Written task:
Report each line of the data that includes the word "size".

Data block:

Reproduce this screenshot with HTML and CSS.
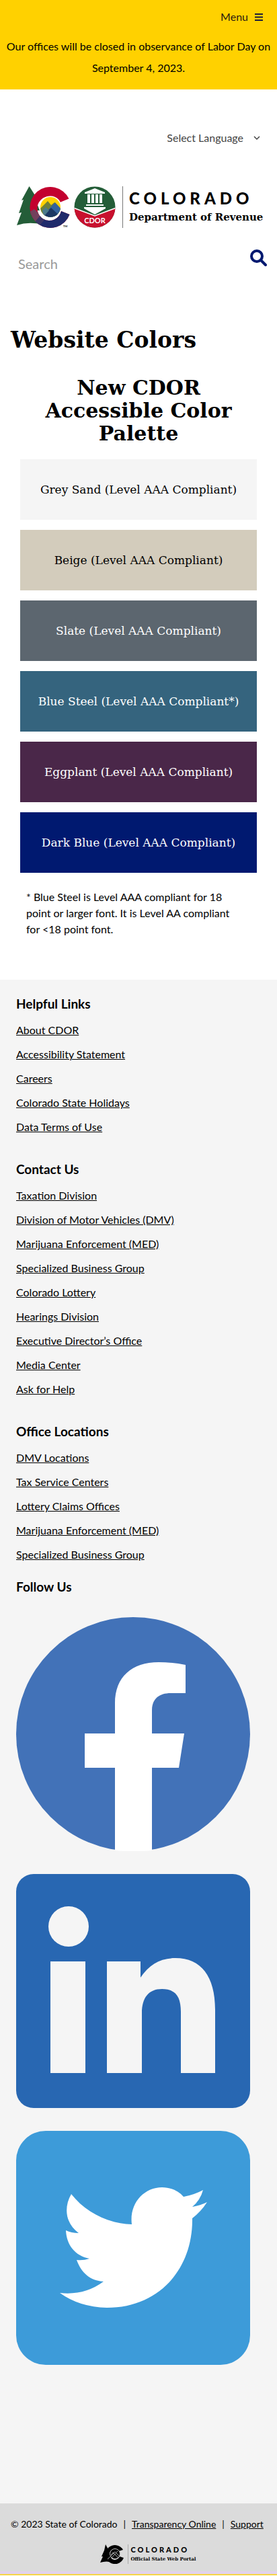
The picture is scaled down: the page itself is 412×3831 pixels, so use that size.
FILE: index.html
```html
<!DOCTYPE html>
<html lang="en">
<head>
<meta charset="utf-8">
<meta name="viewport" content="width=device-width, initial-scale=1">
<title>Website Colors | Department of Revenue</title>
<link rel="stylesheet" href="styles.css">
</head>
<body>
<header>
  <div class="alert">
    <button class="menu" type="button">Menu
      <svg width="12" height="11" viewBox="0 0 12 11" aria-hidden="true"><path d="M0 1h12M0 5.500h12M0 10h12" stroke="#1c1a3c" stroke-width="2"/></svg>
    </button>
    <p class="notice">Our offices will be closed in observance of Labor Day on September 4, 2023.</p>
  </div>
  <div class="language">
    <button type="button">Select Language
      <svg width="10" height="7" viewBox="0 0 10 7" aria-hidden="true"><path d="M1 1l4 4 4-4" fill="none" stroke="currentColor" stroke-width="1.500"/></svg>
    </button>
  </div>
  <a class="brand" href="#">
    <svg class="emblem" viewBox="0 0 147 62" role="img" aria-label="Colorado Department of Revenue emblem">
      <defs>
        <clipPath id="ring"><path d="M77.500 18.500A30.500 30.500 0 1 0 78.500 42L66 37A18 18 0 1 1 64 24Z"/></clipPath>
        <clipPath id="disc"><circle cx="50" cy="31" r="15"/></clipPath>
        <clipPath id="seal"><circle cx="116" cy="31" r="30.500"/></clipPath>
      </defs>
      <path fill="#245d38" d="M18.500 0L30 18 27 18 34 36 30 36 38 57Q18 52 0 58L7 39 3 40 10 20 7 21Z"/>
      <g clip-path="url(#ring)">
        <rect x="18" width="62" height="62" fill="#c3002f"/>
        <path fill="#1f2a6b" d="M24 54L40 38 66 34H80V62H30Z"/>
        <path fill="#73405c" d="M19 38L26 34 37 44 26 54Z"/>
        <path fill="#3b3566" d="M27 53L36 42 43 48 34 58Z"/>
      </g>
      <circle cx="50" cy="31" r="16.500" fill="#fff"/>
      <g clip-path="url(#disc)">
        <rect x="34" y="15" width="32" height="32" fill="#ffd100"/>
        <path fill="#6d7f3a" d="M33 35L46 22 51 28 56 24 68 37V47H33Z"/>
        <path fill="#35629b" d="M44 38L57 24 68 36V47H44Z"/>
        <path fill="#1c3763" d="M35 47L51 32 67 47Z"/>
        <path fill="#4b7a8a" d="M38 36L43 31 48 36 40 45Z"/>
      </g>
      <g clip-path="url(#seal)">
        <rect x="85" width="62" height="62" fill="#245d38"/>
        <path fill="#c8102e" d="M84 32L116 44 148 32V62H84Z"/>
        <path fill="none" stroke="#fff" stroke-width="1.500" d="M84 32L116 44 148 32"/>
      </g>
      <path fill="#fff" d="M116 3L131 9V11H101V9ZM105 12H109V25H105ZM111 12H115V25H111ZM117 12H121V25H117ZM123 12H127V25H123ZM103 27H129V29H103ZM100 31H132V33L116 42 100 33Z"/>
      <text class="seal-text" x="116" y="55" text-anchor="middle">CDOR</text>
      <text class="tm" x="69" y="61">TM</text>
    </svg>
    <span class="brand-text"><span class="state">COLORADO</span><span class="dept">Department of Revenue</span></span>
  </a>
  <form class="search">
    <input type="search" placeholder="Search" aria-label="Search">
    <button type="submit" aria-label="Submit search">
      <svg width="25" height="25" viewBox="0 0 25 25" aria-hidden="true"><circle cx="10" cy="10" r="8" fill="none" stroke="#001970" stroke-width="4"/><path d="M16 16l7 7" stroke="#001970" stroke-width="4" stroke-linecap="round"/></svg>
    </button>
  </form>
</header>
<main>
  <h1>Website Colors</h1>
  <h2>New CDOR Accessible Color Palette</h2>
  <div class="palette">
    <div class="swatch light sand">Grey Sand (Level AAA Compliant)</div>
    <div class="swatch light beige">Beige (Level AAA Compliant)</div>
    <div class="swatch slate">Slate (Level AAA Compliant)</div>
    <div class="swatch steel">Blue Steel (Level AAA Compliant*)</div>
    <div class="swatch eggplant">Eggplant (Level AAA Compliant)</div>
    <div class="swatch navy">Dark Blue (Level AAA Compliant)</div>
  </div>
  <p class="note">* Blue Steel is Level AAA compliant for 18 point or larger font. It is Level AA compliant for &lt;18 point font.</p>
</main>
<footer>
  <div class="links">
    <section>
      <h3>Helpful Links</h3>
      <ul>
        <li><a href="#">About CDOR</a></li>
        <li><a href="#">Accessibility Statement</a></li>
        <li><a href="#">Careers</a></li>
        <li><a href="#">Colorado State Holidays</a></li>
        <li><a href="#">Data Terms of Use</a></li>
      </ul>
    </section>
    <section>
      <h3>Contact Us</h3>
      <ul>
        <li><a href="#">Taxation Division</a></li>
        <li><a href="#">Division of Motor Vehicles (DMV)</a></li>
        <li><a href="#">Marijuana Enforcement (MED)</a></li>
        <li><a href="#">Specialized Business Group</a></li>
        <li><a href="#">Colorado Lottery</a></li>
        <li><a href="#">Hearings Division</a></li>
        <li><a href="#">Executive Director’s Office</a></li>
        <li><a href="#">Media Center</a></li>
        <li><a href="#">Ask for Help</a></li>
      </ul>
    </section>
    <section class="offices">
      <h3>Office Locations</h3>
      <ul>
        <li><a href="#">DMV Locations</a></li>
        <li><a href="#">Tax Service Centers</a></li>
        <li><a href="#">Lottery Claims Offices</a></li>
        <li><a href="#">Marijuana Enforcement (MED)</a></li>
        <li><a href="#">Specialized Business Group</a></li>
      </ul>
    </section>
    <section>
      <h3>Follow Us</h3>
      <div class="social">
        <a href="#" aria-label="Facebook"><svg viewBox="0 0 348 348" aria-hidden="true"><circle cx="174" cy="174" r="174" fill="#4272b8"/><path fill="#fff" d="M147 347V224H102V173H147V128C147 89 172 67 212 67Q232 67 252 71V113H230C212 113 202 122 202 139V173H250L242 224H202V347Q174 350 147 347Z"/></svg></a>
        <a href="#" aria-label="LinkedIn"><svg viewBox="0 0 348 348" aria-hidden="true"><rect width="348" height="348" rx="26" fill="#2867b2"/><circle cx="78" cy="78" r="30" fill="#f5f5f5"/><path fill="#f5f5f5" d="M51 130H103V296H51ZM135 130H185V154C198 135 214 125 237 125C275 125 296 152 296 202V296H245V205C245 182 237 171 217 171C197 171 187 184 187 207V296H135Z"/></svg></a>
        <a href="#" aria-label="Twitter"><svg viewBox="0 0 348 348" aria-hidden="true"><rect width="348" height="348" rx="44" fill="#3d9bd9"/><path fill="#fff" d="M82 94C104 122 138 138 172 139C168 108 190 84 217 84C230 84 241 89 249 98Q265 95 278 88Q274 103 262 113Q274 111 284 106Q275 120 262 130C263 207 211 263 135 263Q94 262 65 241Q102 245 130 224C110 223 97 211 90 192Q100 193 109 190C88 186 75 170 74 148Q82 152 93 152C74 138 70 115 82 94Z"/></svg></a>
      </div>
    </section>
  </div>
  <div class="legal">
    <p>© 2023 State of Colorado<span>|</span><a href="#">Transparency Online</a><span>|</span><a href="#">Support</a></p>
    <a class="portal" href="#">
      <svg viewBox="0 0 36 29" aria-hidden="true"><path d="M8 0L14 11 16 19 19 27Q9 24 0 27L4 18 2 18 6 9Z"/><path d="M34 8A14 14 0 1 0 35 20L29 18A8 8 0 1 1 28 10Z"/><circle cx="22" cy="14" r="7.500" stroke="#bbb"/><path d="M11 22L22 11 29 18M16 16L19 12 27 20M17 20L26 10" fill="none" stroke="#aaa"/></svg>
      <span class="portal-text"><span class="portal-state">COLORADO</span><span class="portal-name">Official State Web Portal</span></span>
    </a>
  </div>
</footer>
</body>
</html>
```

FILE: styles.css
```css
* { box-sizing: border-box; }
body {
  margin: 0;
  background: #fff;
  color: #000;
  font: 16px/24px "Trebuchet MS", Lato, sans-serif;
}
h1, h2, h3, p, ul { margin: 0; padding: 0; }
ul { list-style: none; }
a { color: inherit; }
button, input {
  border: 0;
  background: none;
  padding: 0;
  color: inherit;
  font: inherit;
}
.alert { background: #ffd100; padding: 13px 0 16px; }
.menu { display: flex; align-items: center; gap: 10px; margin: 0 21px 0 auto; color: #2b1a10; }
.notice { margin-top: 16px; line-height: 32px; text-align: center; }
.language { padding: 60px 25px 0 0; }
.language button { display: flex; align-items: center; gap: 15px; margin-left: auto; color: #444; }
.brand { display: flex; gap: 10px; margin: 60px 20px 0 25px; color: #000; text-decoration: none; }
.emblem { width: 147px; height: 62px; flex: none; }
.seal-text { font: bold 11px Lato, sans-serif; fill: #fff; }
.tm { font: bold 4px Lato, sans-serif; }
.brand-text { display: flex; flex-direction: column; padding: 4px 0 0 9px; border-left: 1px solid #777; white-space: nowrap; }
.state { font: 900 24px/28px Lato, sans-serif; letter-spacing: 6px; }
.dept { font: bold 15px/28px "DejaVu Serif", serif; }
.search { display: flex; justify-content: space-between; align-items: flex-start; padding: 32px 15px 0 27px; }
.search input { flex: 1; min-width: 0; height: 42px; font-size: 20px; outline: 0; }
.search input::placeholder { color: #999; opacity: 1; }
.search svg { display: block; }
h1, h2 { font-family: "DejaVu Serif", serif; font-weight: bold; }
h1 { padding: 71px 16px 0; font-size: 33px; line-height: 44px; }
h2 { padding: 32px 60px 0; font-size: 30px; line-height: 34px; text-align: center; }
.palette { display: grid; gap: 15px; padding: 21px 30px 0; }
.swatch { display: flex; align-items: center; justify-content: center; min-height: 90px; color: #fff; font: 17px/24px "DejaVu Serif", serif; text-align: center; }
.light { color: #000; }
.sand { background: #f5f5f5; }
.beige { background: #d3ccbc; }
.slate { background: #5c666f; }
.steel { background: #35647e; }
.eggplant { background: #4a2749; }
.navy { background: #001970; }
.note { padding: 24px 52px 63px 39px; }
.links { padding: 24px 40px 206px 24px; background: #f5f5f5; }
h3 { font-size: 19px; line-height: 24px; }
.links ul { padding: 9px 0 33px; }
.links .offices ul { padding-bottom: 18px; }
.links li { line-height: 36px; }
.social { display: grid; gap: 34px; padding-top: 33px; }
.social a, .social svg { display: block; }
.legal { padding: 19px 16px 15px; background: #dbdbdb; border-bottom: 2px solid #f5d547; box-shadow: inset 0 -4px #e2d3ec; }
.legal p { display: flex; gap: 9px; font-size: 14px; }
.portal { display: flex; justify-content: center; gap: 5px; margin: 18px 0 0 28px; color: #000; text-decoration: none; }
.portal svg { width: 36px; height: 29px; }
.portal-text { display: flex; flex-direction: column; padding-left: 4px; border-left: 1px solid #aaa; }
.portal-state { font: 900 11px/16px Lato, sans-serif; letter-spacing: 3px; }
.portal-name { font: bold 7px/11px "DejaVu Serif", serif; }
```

Complete answer:
The picture is scaled down: the page itself is 412×3831 pixels, so use that size.
.search input { flex: 1; min-width: 0; height: 42px; font-size: 20px; outline: 0; }
h1 { padding: 71px 16px 0; font-size: 33px; line-height: 44px; }
h2 { padding: 32px 60px 0; font-size: 30px; line-height: 34px; text-align: center; }
h3 { font-size: 19px; line-height: 24px; }
.legal p { display: flex; gap: 9px; font-size: 14px; }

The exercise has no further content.